In late June, Germany and Hungary were readying for a match in the European Football Championship in Munich. The city council proposed lighting the stadium with rainbow colors. Hungary nixed the idea. Hungarian Foreign Minister Péter Szijjártó noted, “It is extremely harmful and dangerous to mix sports and politics.”

The Hungarian objection evoked outcry from European elites. Vera Jorová, the Czech politician who is vice president of the E.U., insisted: “The rainbow is not offensive.” German government spokesman Steffen Siebert pronounced that the rainbow flag “represents how we want to live—with respect for each other and without discrimination.” 

“Not offensive.” “How we want to live.” “Who we are.” These assertions determine what is and is not legitimate to dispute. That’s the main function of a regime. And the rainbow flag, unlike the German or Hungarian flags, represents the globalist, liberationist, open-society regime. 

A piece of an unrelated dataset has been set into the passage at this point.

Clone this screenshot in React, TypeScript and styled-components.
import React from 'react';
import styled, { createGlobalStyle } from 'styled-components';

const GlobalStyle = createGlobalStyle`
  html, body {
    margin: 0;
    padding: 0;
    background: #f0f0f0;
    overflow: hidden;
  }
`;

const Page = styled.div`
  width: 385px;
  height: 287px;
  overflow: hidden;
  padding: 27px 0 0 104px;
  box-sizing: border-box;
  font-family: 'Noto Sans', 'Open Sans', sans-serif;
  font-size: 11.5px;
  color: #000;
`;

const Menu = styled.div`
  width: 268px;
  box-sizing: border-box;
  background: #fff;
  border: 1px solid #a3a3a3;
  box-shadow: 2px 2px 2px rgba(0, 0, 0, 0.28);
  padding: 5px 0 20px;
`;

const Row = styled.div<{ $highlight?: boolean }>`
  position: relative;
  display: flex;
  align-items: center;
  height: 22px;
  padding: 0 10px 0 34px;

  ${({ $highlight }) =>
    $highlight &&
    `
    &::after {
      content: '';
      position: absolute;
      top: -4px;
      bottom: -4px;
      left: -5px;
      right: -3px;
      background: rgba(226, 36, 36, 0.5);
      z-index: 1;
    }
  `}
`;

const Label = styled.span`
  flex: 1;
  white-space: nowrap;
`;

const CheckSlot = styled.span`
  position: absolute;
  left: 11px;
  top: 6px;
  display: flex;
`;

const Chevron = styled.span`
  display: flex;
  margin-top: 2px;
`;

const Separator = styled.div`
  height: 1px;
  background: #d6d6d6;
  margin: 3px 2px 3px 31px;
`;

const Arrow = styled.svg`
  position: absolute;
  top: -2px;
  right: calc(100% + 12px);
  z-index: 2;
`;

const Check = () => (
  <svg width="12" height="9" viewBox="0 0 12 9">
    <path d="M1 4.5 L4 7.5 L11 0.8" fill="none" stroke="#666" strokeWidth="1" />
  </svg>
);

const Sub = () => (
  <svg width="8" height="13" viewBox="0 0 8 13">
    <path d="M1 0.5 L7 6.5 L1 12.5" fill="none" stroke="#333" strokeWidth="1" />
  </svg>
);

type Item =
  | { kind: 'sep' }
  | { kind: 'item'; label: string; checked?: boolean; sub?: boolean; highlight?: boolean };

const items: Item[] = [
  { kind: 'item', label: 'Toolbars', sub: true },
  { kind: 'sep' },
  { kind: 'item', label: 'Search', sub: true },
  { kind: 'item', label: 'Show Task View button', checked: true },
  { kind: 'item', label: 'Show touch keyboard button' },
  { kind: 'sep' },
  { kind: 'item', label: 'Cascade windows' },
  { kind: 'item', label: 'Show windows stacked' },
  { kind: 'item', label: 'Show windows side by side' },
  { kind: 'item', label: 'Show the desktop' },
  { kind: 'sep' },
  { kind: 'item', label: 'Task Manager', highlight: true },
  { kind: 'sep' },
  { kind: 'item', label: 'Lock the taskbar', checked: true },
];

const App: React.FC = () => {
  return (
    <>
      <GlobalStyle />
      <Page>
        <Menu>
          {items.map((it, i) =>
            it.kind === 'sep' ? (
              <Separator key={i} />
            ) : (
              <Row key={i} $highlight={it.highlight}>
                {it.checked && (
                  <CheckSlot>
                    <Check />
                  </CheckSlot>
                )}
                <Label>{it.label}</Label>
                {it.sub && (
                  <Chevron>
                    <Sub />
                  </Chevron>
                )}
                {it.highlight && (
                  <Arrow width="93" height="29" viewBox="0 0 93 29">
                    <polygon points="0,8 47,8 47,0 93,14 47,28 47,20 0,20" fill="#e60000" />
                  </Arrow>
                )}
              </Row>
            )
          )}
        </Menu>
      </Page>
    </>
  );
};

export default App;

America spawned the open-society consensus, which over time evolved into the open-border, open-trade, diversity and inclusion regime now pressed upon us as so self-evident and non-controversial that it is obligatory. Our country invented the rainbow flag and our embassies export it to the entire world. But populism bids fair to strengthen rather than weaken. It challenges the hegemony of our globalized elites and the regime they insist must determine public life. I predict that the time is coming, perhaps soon, when our elites will suppress the American flag and wave all the more insistently the rainbow substitute.

R. R. Reno is editor of First Things.